TRIBUNNEWS.COM - Simak inilah penjelasan mengenai apa itu Quiet Quitting, lengkap dengan dampak yang akan muncul.
Melansir en.wikipedia.org, istilah Quiet Quitting awalnya diciptakan pada simposium ekonomi Texas A&M tentang ambisi yang semakin berkurang di Venezuela pada 17 September 2009 oleh Ekonom Mark Boldger.
Istilah tersebut juga sering digunakan oleh penulis buku terlaris Nick Adams dan Ekonom Thomas Sowell.
Quiet quitting yakni melakukan pekerjaan seperlunya sesuai dengan yang diminta atasan maupun kantor, tidak lebih.
Perilaku ini termasuk tetap masuk kantor dengan tepat waktu dan menyelesaikan tugas yang diberikan oleh atasan, namun semuanya dalam batas minimal.
Tidak ada kemungkinan untuk lembur atau memeriksa pekerjaan di luar jam kantor atau komitmen lebih lainnya.
Baca juga: Ekosistem Ekonomi Kreatif Mampu Buka 23 Juta Lapangan Pekerjaan
Artinya, tidak ada upaya untuk membuat kinerja kita di kantor menjadi istimewa atau berlebihan karena 'kesetian' pada pekerjaan.
Tujuan utama dari pola pikir ini adalah menghindari kelelahan kerja dan lebih memperhatikan kesehatan mental dan kesejahteraan pribadi seseorang.
Dikutip dari theguardian.com, Maria Kordowicz, seorang profesor dalam perilaku organisasi di University of Nottingham dan direktur pusat pendidikan dan pembelajaran interprofessional, mengatakan peningkatan quiet quitting terkait dengan penurunan nyata dalam kepuasan kerja.
"Sejak pandemi, hubungan orang dengan pekerjaan telah dipelajari dalam banyak cara, dan literatur biasanya, di seluruh profesi, akan berpendapat bahwa cara orang berhubungan dengan pekerjaan mereka telah berubah," kata Kordowicz.
Baca juga: Link dan Cara Daftar Clickworker, Aplikasi Penyedia Pekerjaan Sampingan Secara Online
"Saya pikir ini memiliki kaitan dengan elemen quiet quitting yang mungkin lebih negatif: keluar dari pekerjaan secara mental, kelelahan karena volume pekerjaan dan kurangnya keseimbangan kehidupan kerja yang melanda banyak dari kita selama pandemi." lanjutnya.
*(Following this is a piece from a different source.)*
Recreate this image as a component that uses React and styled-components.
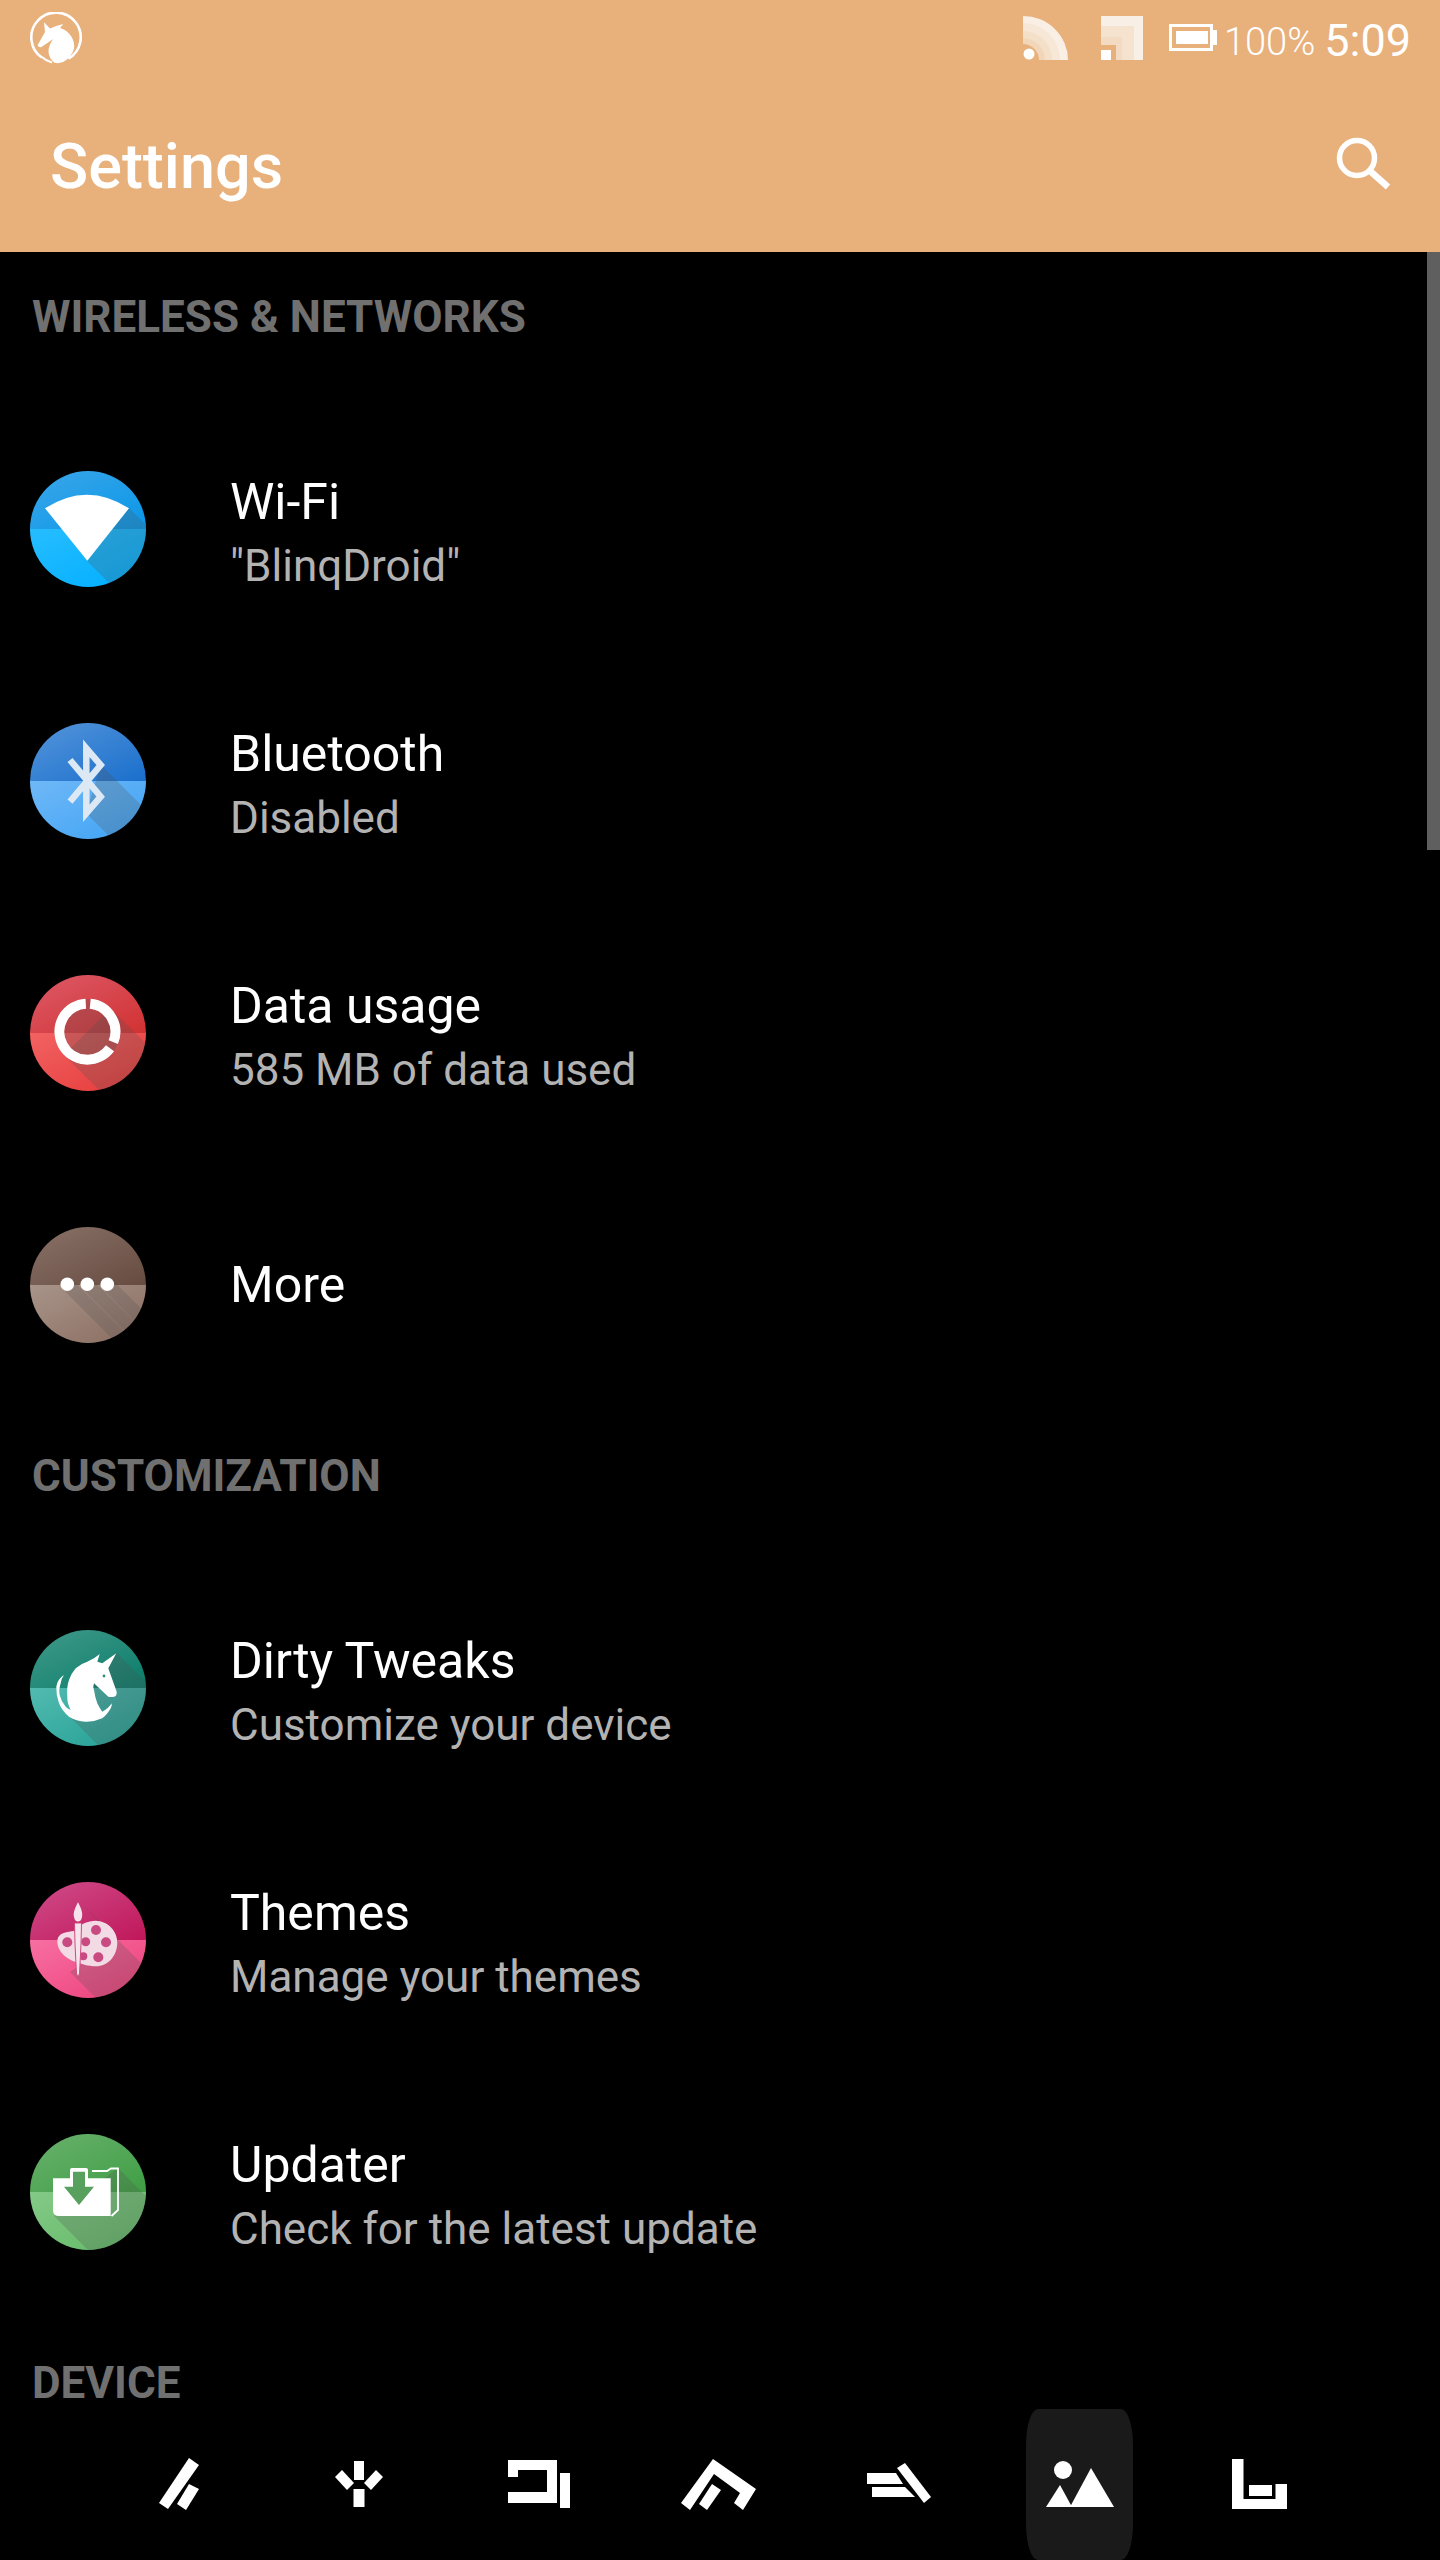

Kordowicz menambahkan, hal itu bisa menyebabkan berkurangnya kepuasan di tempat kerja, kurangnya antusiasme, dan kurangnya keterlibatan.
Dampak Buruk
Pakar perilaku di tempat kerja asal Los Angeles, Pattie Ehsaei menilai quiet quitting ini tidak sepenuhnya memberikan pengaruh baik, khususnya untuk pencapaian profesional.
"Kemajuan dan kenaikan gaji akan diberikan kepada mereka yang tingkat usahanya menjamin kemajuan, dan bagi yang melakukan paling minimum tentu saja tidak," tambahnya.
Konsultan HRD, Michael Timme menyarankan, salah satu cara agar tetap bisa mewujudkan work life balance adalah dengan memaksimalkan jam kerja di kantor.
Hal ini bisa menghilangkan faktor buruk dari quite quitting seperti kurangnya motivasi, keterbelakangan keterampilan, kurangnya fleksibilitas dan ketidakmampuan untuk bekerja dalam pengaturan tim.
"Dari sudut pandang kantor, quite quitting dapat menyebabkan konflik antar karyawan, karena beberapa karyawan akan merasa orang lain tidak memikul beban mereka," tambahnya.